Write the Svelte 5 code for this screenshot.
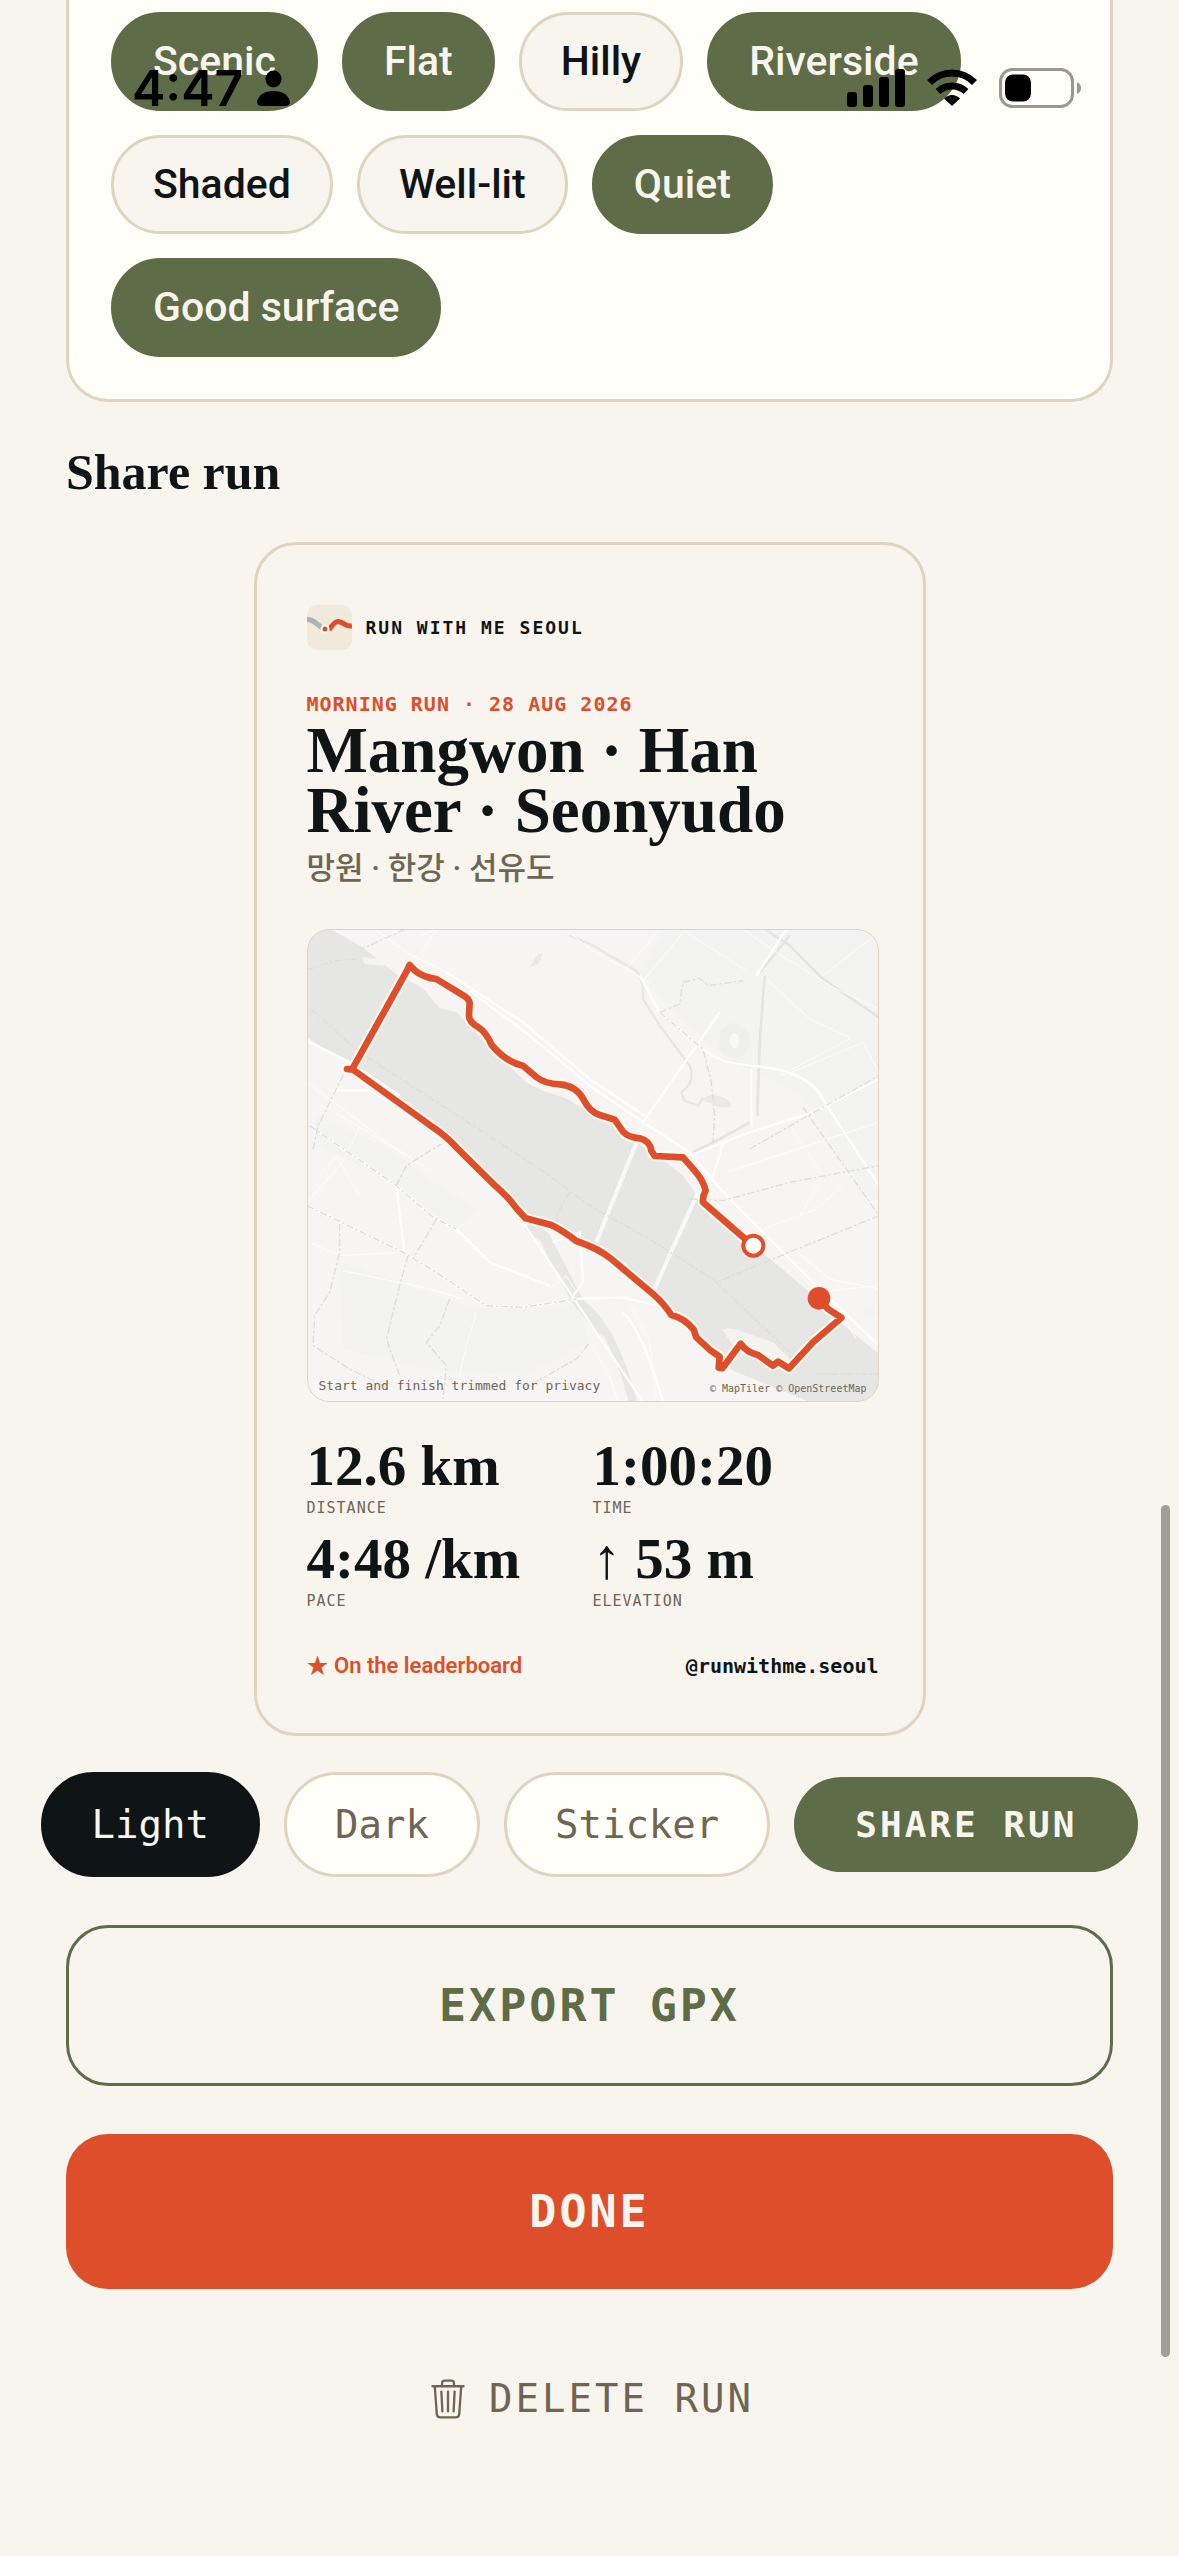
<script lang="ts">
  interface Tag {
    label: string;
    on: boolean;
  }

  interface Stat {
    value: string;
    label: string;
  }

  let tags = $state<Tag[]>([
    { label: "Scenic", on: true },
    { label: "Flat", on: true },
    { label: "Hilly", on: false },
    { label: "Riverside", on: true },
    { label: "Shaded", on: false },
    { label: "Well-lit", on: false },
    { label: "Quiet", on: true },
    { label: "Good surface", on: true },
  ]);

  const styles = ["Light", "Dark", "Sticker"];
  let style = $state("Light");

  const stats: Stat[] = [
    { value: "12.6 km", label: "Distance" },
    { value: "1:00:20", label: "Time" },
    { value: "4:48 /km", label: "Pace" },
    { value: "↑ 53 m", label: "Elevation" },
  ];

  const route =
    "M1391 1010L1355 980L1240 880Q1238 862 1248 845Q1240 812 1215 785L1180 745L1095 741L1085 725Q1080 695 1050 688Q1015 685 1000 668L975 632L930 618Q900 608 882 572Q860 530 810 526Q765 524 740 504L700 470Q650 460 606 408Q590 370 565 354Q536 338 538 316L540 282Q538 268 522 260L440 210Q400 205 375 184L360 168L352 185L188 480L172 480L190 482L430 655Q470 682 500 715L610 824Q640 850 660 872Q680 900 708 928L785 948Q820 965 860 996Q930 1020 965 1050L1090 1155Q1120 1180 1145 1218Q1185 1228 1212 1262L1220 1285L1260 1322L1290 1343L1287 1376L1298 1378L1353 1304Q1370 1330 1405 1338L1450 1370L1465 1358L1498 1378L1570 1300L1655 1226L1615 1200L1588 1168";

  const river =
    "M52 60L125 62L215 112L275 160L320 195L400 238L450 298L500 310L535 345L610 425L650 465L710 520L760 545L830 568L900 612L960 640L1030 690L1100 735L1180 800L1230 870L1300 930L1430 1040L1560 1150L1650 1240L1768 1335L1768 1479L1560 1479L1330 1385L1290 1340L1220 1275L1150 1215L1090 1140L960 1035L910 998L800 955L700 930L470 685L220 500L180 455L110 425L52 385Z";

  // minor streets, drawn as hairlines
  const streets = [
    "M52 520L300 705L430 790",
    "M52 880L160 760L210 650",
    "M120 600L350 740",
    "M90 800L140 740L210 860",
    "M60 1000L150 1040L330 1030",
    "M160 1085L420 1140L520 1170",
    "M560 1210L530 1310L500 1440",
    "M390 80L440 62L395 130",
    "M255 60L350 130L470 190",
    "M825 60L900 120L1010 180",
    "M1110 60L1010 180L1080 220",
    "M1190 60L1060 215",
    "M1190 70L1370 185",
    "M1360 60L1460 130L1640 240L1768 300",
    "M1768 70L1600 200",
    "M1430 210L1560 330L1680 385",
    "M1680 390L1470 500",
    "M1480 500L1720 400L1768 490",
    "M1310 790L1768 640",
    "M1500 650L1600 800L1520 940",
    "M1420 960L1580 900L1660 830",
    "M1500 1010L1620 1110L1768 1140",
    "M1570 1150L1768 1130",
    "M1620 1160L1700 1290",
    "M1020 1180L1080 1300L1100 1470",
    "M900 1300L960 1400L985 1479",
    "M780 1140L830 1100L860 1150",
  ];

  const roads = [
    "M52 395L180 460L330 560",
    "M52 890L340 1030L440 1090L590 1190L700 1195L860 1170",
    "M60 650L320 830L430 925L500 960L600 1060L780 1130",
    "M320 830L345 1035",
    "M130 545L240 545L320 590",
    "M700 940L850 1165L960 1330L1060 1479",
    "M850 1170L1000 1165L1100 1190",
    "M790 1000L870 970L880 1120L850 1160",
    "M540 245L720 380L900 530L1060 640L1200 730L1310 860L1430 980L1560 1110L1768 1310",
    "M470 190L700 340L900 510L1080 630",
    "M1060 640L1200 440L1290 310",
    "M1100 300L1240 420Q1290 465 1390 470L1460 480Q1540 500 1580 540L1670 680L1768 830",
    "M1200 740L1380 670L1570 610L1768 510",
    "M1050 200L1110 310",
    "M1400 200L1490 60",
    "M1385 480L1385 650",
    "M1250 860L1290 740L1300 700",
    "M1000 1210Q1060 1270 1120 1479",
  ];

  const bridges = ["M1065 640L920 1000", "M1225 850L1090 1150"];

  const borders = [
    "M52 182L140 155L200 150",
    "M65 300L210 430L520 630L780 800L900 890L1070 985L1270 1110L1500 1330",
    "M345 62L215 120",
    "M70 720L85 650L130 560L170 480",
    "M150 945L150 1030L120 1150L75 1220L70 1310L180 1380L300 1440",
    "M355 1040L330 1130L290 1290L330 1400",
    "M440 930L370 1050",
    "M480 1170L450 1250L410 1300L470 1370L460 1470",
    "M320 830L350 770L455 705",
    "M1110 310L1170 285L1180 220L1230 208L1255 230L1360 215",
    "M1110 310L1240 420L1265 520L1275 620L1270 700",
    "M1200 870L1300 875L1500 820L1768 770",
    "M1768 920L1450 1050L1280 1120",
    "M1540 595L1768 920",
    "M1380 720L1520 640L1768 500",
    "M700 1440L860 1350L900 1300",
    "M840 850L800 920L805 960",
    "M1580 1395L1768 1395",
    "M52 890L340 1030L440 1090L590 1190L700 1195L860 1170",
    "M60 650L320 830L430 925L500 960",
  ];
</script>

<div class="screen">
  <header class="status">
    <div class="status-side">
      <span class="clock">4:47</span>
      <svg width="33" height="36" viewBox="0 0 33 36" aria-hidden="true">
        <ellipse cx="16.500" cy="9" rx="8" ry="8.500" />
        <path d="M5 36Q0 36 0 31.500Q3 21 16.500 21Q30 21 33 31.500Q33 36 28 36Z" />
      </svg>
    </div>
    <div class="status-side">
      <svg width="58" height="38" viewBox="0 0 58 38" aria-hidden="true">
        <rect x="0" y="23" width="10" height="15" rx="3" />
        <rect x="16" y="16" width="10" height="22" rx="3" />
        <rect x="32" y="8" width="10" height="30" rx="3" />
        <rect x="48" y="0" width="10" height="38" rx="3" />
      </svg>
      <svg class="wifi" width="50" height="38" viewBox="0 0 50 38" aria-hidden="true">
        <path class="arc" d="M2.500 13.500Q12 4 25 4Q38 4 47.500 13.500" />
        <path class="arc" d="M11 22.500Q17 17 25 17Q33 17 39 22.500" />
        <path d="M25 37L17 29.500Q20.500 26 25 26Q29.500 26 33 29.500Z" />
      </svg>
      <svg width="82" height="40" viewBox="0 0 82 40" aria-hidden="true">
        <rect class="cell" x="1.500" y="1.500" width="72" height="37" rx="12" />
        <rect x="6" y="6.500" width="26" height="27" rx="8" />
        <path class="nub" d="M78 14Q82 16 82 20Q82 24 78 26Z" />
      </svg>
    </div>
  </header>

  <main>
    <section class="panel" aria-label="Tags">
      {#each tags as tag (tag.label)}
        <button class="chip" class:on={tag.on} aria-pressed={tag.on} onclick={() => (tag.on = !tag.on)}>
          {tag.label}
        </button>
      {/each}
    </section>

    <h2>Share run</h2>

    <article class="card">
      <div class="brand">
        <svg class="logo" width="45" height="45" viewBox="0 0 45 45" aria-hidden="true">
          <rect width="45" height="45" rx="10" fill="#f1e9da" />
          <path d="M0 14.500Q5 14.500 9 18L15 23" fill="none" stroke="#abb5b8" stroke-width="5" />
          <path d="M22 25Q27 17 31 16.500Q34 16.500 38 19.500Q42 21.500 45 21" fill="none" stroke="#de4e2b" stroke-width="5" />
          <circle cx="18" cy="24" r="3.500" fill="#de4e2b" stroke="#fff" stroke-width="2" />
        </svg>
        <span>RUN WITH ME SEOUL</span>
      </div>

      <p class="eyebrow">MORNING RUN · 28 AUG 2026</p>
      <h3>Mangwon · Han River · Seonyudo</h3>
      <p class="local" lang="ko">망원 · 한강 · 선유도</p>

      <figure class="map">
        <svg viewBox="52 60 1716 1419" role="img" aria-label="Route map">
          <rect x="52" y="60" width="1716" height="1419" fill="#f6f5f3" />
          <path class="block" d="M1130 60L1768 60L1768 900L1660 760L1540 560L1300 440L1120 280L1050 190Z" />
          <path class="block" d="M80 620L300 720L430 820L560 900L500 960L320 830L80 700Z" />
          <path class="block" d="M150 1060L560 1200L860 1190L900 1300L700 1400L420 1380L160 1320Z" />
          <path class="river" d={river} />
          <path class="sand" d="M215 145L270 150L285 170L225 165Z" />
          <path class="sand" d="M1298 1262Q1320 1252 1370 1272L1450 1300L1500 1350L1480 1372L1400 1340L1330 1310Z" />
          <path class="stream" d="M715 945L765 985L860 1170L940 1270" stroke-width="34" />
          <path class="stream" d="M890 1195Q980 1280 1030 1479" stroke-width="24" />
          <path class="stream" d="M840 80L900 105L1040 185Q1065 220 1060 270L1110 350L1200 470Q1220 520 1175 550L1185 575L1225 590L1240 565" stroke-width="7" />
          <path class="water" d="M1235 572Q1260 550 1290 562Q1325 570 1325 594Q1290 600 1270 585Q1250 580 1235 572Z" />
          <path class="water" d="M720 175L745 135L762 132L745 165Z" />
          <path class="track" d="M1425 60L1500 110L1600 210L1768 325" />
          <path class="track" d="M1425 200L1410 400L1403 620" />
          <path class="track" d="M1210 730L1290 690L1380 640" />
          <path class="track" d="M1410 190L1500 80" />
          <ellipse cx="1334" cy="395" rx="46" ry="52" fill="#efefed" />
          <ellipse cx="1334" cy="395" rx="14" ry="24" fill="#f8f8f6" />
          <path class="block" d="M1725 1195L1758 1195L1758 1225L1725 1220Z" />
          {#each streets as d}
            <path class="street" {d} />
          {/each}
          {#each roads as d}
            <path class="road" {d} />
          {/each}
          {#each bridges as d}
            <path class="bridge" {d} />
          {/each}
          {#each borders as d}
            <path class="border" {d} />
          {/each}
          <path class="halo" d={route} />
          <path class="route" d={route} />
          <circle cx="1391" cy="1010" r="30" fill="#fffdf6" stroke="#de4e2b" stroke-width="12" />
          <circle cx="1588" cy="1168" r="34" fill="#de4e2b" />
        </svg>
        <figcaption>
          <span>Start and finish trimmed for privacy</span>
          <small>© MapTiler © OpenStreetMap</small>
        </figcaption>
      </figure>

      <dl class="stats">
        {#each stats as stat (stat.label)}
          <div>
            <dd>{stat.value}</dd>
            <dt>{stat.label}</dt>
          </div>
        {/each}
      </dl>

      <footer>
        <span class="rank">★ On the leaderboard</span>
        <span class="handle">@runwithme.seoul</span>
      </footer>
    </article>

    <div class="share-row">
      {#each styles as name (name)}
        <button class="pill" class:selected={style === name} aria-pressed={style === name} onclick={() => (style = name)}>
          {name}
        </button>
      {/each}
      <button class="share">SHARE RUN</button>
    </div>

    <button class="wide outline">EXPORT GPX</button>
    <button class="wide done">DONE</button>
    <button class="delete">
      <svg width="34" height="40" viewBox="0 0 102 121" aria-hidden="true">
        <path d="M4 22H98M33 22V13Q33 5 41 5H61Q69 5 69 13V22M11 22L17 106Q18 116 28 116H74Q84 116 85 106L91 22M31 38L34 98M51 38V98M71 38L68 98" />
      </svg>
      DELETE RUN
    </button>
  </main>

  <div class="scroll-thumb"></div>
</div>

<style>
  :global(body) {
    background: #f8f5ee;
  }

  .screen {
    --ink: #0f1417;
    --paper: #f8f5ee;
    --surface: #fffef8;
    --line: #ddd5c2;
    --moss: #5e6c47;
    --muted: #6e6652;
    --accent: #de4e2b;
    --sans: Roboto, "Noto Sans CJK KR", sans-serif;
    --serif: "Liberation Serif", serif;
    --mono: "DejaVu Sans Mono", monospace;

    position: relative;
    overflow: hidden;
    background: var(--paper);
    color: var(--ink);
    font-family: var(--sans);
  }

  h2, h3, p, figure, dl, dd {
    margin: 0;
  }

  button {
    margin: 0;
    border: 0;
    color: inherit;
    white-space: nowrap;
    cursor: pointer;
  }

  svg {
    display: block;
    flex: none;
  }

  /* status bar floats over the scrolled page */
  .status {
    position: absolute;
    z-index: 1;
    top: 64px;
    left: 0;
    right: 0;
    height: 48px;
    padding: 0 98px 0 132px;
    box-sizing: border-box;
    display: flex;
    align-items: center;
    justify-content: space-between;
    color: #000;
  }

  .status-side {
    display: flex;
    align-items: center;
    gap: 22px;
  }

  .status-side:first-child {
    gap: 14px;
  }

  .clock {
    font: 600 50px/48px Inter, sans-serif;
  }

  .arc {
    fill: none;
    stroke: #000;
    stroke-width: 7;
  }

  .cell {
    fill: none;
    stroke: #999892;
    stroke-width: 3;
  }

  .nub {
    fill: #999892;
  }

  main {
    display: flex;
    flex-direction: column;
    padding: 0 66px 96px;
  }

  .panel {
    display: flex;
    flex-wrap: wrap;
    gap: 24px;
    padding: 12px 42px 42px;
    border: 3px solid var(--line);
    border-top: 0;
    border-radius: 0 0 42px 42px;
    background: var(--surface);
  }

  .chip {
    padding: 24px 39px;
    border: 3px solid var(--line);
    border-radius: 50px;
    background: var(--paper);
    font: 500 41px/45px var(--sans);
  }

  .chip.on {
    border-color: var(--moss);
    background: var(--moss);
    color: var(--paper);
  }

  h2 {
    margin: 40px 0;
    font: 700 50px/60px var(--serif);
  }

  .card {
    align-self: center;
    width: 672px;
    max-width: 100%;
    box-sizing: border-box;
    padding: 60px 44px 54px 50px;
    border: 3px solid var(--line);
    border-radius: 42px;
  }

  .brand {
    display: flex;
    align-items: center;
    gap: 14px;
    margin-bottom: 41px;
    font: 700 18px/24px var(--mono);
    letter-spacing: 2px;
  }

  .eyebrow {
    font: 700 20px/26px var(--mono);
    letter-spacing: 1px;
    color: var(--accent);
  }

  h3 {
    max-width: 520px;
    margin-top: 3px;
    font: 700 65px/60px var(--serif);
  }

  .local {
    margin: 9px 0 40px;
    font: 500 31px/40px var(--sans);
    color: var(--muted);
  }

  .map {
    position: relative;
    border-radius: 22px;
    overflow: hidden;
  }

  .map::after {
    content: "";
    position: absolute;
    inset: 0;
    border: 1px solid var(--line);
    border-radius: 22px;
  }

  .map svg {
    width: 100%;
    height: auto;
  }

  .map path {
    fill: none;
    stroke-linejoin: round;
  }

  .map .river {
    fill: #e6e7e4;
  }

  .map .water {
    fill: #e9e9e7;
  }

  .map .block {
    fill: #f3f3f1;
  }

  .map .sand {
    fill: #f4f3ef;
  }

  .stream {
    stroke: #e7e8e6;
  }

  .track {
    stroke: #e4e4e2;
    stroke-width: 8;
  }

  .street {
    stroke: #fcfcfb;
    stroke-width: 3;
  }

  .road {
    stroke: #fdfdfc;
    stroke-width: 7;
  }

  .bridge {
    stroke: #f8f8f6;
    stroke-width: 12;
  }

  .border {
    stroke: #dededb;
    stroke-width: 4;
    stroke-dasharray: 22 7 8 7;
  }

  .halo {
    stroke: #fffaf0;
    stroke-width: 32;
    stroke-linecap: round;
  }

  .route {
    stroke: var(--accent);
    stroke-width: 20;
    stroke-linecap: round;
  }

  figcaption {
    position: absolute;
    left: 12px;
    right: 12px;
    bottom: 6px;
    display: flex;
    align-items: flex-end;
    justify-content: space-between;
    font: 13px/20px var(--mono);
    color: var(--muted);
  }

  figcaption small {
    font-size: 10px;
    line-height: 14px;
  }

  .stats {
    display: grid;
    grid-template-columns: 1fr 1fr;
    row-gap: 13px;
    margin: 36px 0 42px;
  }

  .stats div {
    display: flex;
    flex-direction: column;
    gap: 4px;
  }

  dd {
    font: 700 57px/56px var(--serif);
  }

  dt {
    font: 15px/20px var(--mono);
    letter-spacing: 1px;
    text-transform: uppercase;
    color: var(--muted);
  }

  footer {
    display: flex;
    align-items: center;
    justify-content: space-between;
    line-height: 26px;
  }

  .rank {
    font-size: 22px;
    font-weight: 600;
    color: var(--accent);
  }

  .handle {
    font-family: var(--mono);
    font-size: 20px;
    font-weight: 700;
  }

  .share-row {
    display: flex;
    align-items: center;
    justify-content: center;
    gap: 24px;
    margin: 36px -66px 48px;
  }

  .pill {
    padding: 24px 48px;
    border: 3px solid var(--line);
    border-radius: 53px;
    background: var(--surface);
    font: 39px/51px var(--mono);
    color: var(--muted);
  }

  .pill.selected {
    border-color: var(--ink);
    background: var(--ink);
    color: var(--paper);
  }

  .share {
    padding: 24px 61px;
    border-radius: 48px;
    background: var(--moss);
    font: 700 36px/47px var(--mono);
    letter-spacing: 3px;
    color: var(--paper);
  }

  .wide {
    margin-bottom: 48px;
    padding: 50px;
    border-radius: 42px;
    font: 700 45px/55px var(--mono);
    letter-spacing: 3px;
  }

  .outline {
    border: 3px solid var(--moss);
    background: transparent;
    color: var(--moss);
  }

  .done {
    background: var(--accent);
    color: var(--paper);
  }

  .delete {
    display: flex;
    align-items: center;
    justify-content: center;
    gap: 24px;
    padding: 36px 36px 36px 42px;
    background: transparent;
    font: 39px/52px var(--mono);
    letter-spacing: 3px;
    color: var(--muted);
  }

  .delete path {
    fill: none;
    stroke: var(--muted);
    stroke-width: 7;
    stroke-linecap: round;
    stroke-linejoin: round;
  }

  .scroll-thumb {
    position: absolute;
    top: 1505px;
    right: 9px;
    width: 9px;
    height: 852px;
    border-radius: 5px;
    background: #a19e99;
  }
</style>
# # #
Begin at the top of the material above and output each line exactly, stopping after the line that holds "1010L1355 980L1240 880Q1238". Leave out pictures.

- _Solution to the problem_:
Write the Svelte 5 code for this screenshot.
<script lang="ts">
  interface Tag {
    label: string;
    on: boolean;
  }

  interface Stat {
    value: string;
    label: string;
  }

  let tags = $state<Tag[]>([
    { label: "Scenic", on: true },
    { label: "Flat", on: true },
    { label: "Hilly", on: false },
    { label: "Riverside", on: true },
    { label: "Shaded", on: false },
    { label: "Well-lit", on: false },
    { label: "Quiet", on: true },
    { label: "Good surface", on: true },
  ]);

  const styles = ["Light", "Dark", "Sticker"];
  let style = $state("Light");

  const stats: Stat[] = [
    { value: "12.6 km", label: "Distance" },
    { value: "1:00:20", label: "Time" },
    { value: "4:48 /km", label: "Pace" },
    { value: "↑ 53 m", label: "Elevation" },
  ];

  const route =
    "M1391 1010L1355 980L1240 880Q1238 862 1248 845Q1240 812 1215 785L1180 745L1095 741L1085 725Q1080 695 1050 688Q1015 685 1000 668L975 632L930 618Q900 608 882 572Q860 530 810 526Q765 524 740 504L700 470Q650 460 606 408Q590 370 565 354Q536 338 538 316L540 282Q538 268 522 260L440 210Q400 205 375 184L360 168L352 185L188 480L172 480L190 482L430 655Q470 682 500 715L610 824Q640 850 660 872Q680 900 708 928L785 948Q820 965 860 996Q930 1020 965 1050L1090 1155Q1120 1180 1145 1218Q1185 1228 1212 1262L1220 1285L1260 1322L1290 1343L1287 1376L1298 1378L1353 1304Q1370 1330 1405 1338L1450 1370L1465 1358L1498 1378L1570 1300L1655 1226L1615 1200L1588 1168";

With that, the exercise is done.